**Information shown**
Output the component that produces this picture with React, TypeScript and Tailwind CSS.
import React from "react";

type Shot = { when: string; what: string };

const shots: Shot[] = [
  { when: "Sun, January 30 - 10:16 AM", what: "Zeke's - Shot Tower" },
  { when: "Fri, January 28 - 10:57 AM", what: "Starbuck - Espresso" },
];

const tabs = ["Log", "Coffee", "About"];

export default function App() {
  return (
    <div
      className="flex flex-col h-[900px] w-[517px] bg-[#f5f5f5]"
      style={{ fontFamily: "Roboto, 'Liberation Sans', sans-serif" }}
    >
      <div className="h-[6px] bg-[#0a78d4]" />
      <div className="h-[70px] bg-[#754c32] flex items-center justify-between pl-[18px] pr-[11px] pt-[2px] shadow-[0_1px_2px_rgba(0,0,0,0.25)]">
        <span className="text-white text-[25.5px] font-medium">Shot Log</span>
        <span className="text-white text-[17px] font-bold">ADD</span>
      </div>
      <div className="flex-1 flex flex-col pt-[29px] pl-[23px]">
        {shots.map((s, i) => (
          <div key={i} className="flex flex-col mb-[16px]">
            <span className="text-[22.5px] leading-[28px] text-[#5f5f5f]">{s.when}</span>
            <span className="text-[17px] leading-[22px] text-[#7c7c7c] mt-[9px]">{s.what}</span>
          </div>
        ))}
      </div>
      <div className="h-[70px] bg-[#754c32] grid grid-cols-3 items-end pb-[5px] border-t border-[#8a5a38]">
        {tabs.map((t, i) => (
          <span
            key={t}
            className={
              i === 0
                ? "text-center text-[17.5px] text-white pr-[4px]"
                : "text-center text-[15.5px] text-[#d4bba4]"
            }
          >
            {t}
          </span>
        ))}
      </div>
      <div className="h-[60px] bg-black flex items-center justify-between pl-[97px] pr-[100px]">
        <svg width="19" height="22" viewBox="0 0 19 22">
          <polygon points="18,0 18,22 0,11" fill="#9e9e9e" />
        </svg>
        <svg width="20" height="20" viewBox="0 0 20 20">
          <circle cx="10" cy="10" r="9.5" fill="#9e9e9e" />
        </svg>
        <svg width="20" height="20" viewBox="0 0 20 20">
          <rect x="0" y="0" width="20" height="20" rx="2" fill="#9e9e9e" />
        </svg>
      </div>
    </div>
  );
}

**Task**
Write out the material from the first line to the last, exactly.

**Result below**
Output the component that produces this picture with React, TypeScript and Tailwind CSS.
import React from "react";

type Shot = { when: string; what: string };

const shots: Shot[] = [
  { when: "Sun, January 30 - 10:16 AM", what: "Zeke's - Shot Tower" },
  { when: "Fri, January 28 - 10:57 AM", what: "Starbuck - Espresso" },
];

const tabs = ["Log", "Coffee", "About"];

export default function App() {
  return (
    <div
      className="flex flex-col h-[900px] w-[517px] bg-[#f5f5f5]"
      style={{ fontFamily: "Roboto, 'Liberation Sans', sans-serif" }}
    >
      <div className="h-[6px] bg-[#0a78d4]" />
      <div className="h-[70px] bg-[#754c32] flex items-center justify-between pl-[18px] pr-[11px] pt-[2px] shadow-[0_1px_2px_rgba(0,0,0,0.25)]">
        <span className="text-white text-[25.5px] font-medium">Shot Log</span>
        <span className="text-white text-[17px] font-bold">ADD</span>
      </div>
      <div className="flex-1 flex flex-col pt-[29px] pl-[23px]">
        {shots.map((s, i) => (
          <div key={i} className="flex flex-col mb-[16px]">
            <span className="text-[22.5px] leading-[28px] text-[#5f5f5f]">{s.when}</span>
            <span className="text-[17px] leading-[22px] text-[#7c7c7c] mt-[9px]">{s.what}</span>
          </div>
        ))}
      </div>
      <div className="h-[70px] bg-[#754c32] grid grid-cols-3 items-end pb-[5px] border-t border-[#8a5a38]">
        {tabs.map((t, i) => (
          <span
            key={t}
            className={
              i === 0
                ? "text-center text-[17.5px] text-white pr-[4px]"
                : "text-center text-[15.5px] text-[#d4bba4]"
            }
          >
            {t}
          </span>
        ))}
      </div>
      <div className="h-[60px] bg-black flex items-center justify-between pl-[97px] pr-[100px]">
        <svg width="19" height="22" viewBox="0 0 19 22">
          <polygon points="18,0 18,22 0,11" fill="#9e9e9e" />
        </svg>
        <svg width="20" height="20" viewBox="0 0 20 20">
          <circle cx="10" cy="10" r="9.5" fill="#9e9e9e" />
        </svg>
        <svg width="20" height="20" viewBox="0 0 20 20">
          <rect x="0" y="0" width="20" height="20" rx="2" fill="#9e9e9e" />
        </svg>
      </div>
    </div>
  );
}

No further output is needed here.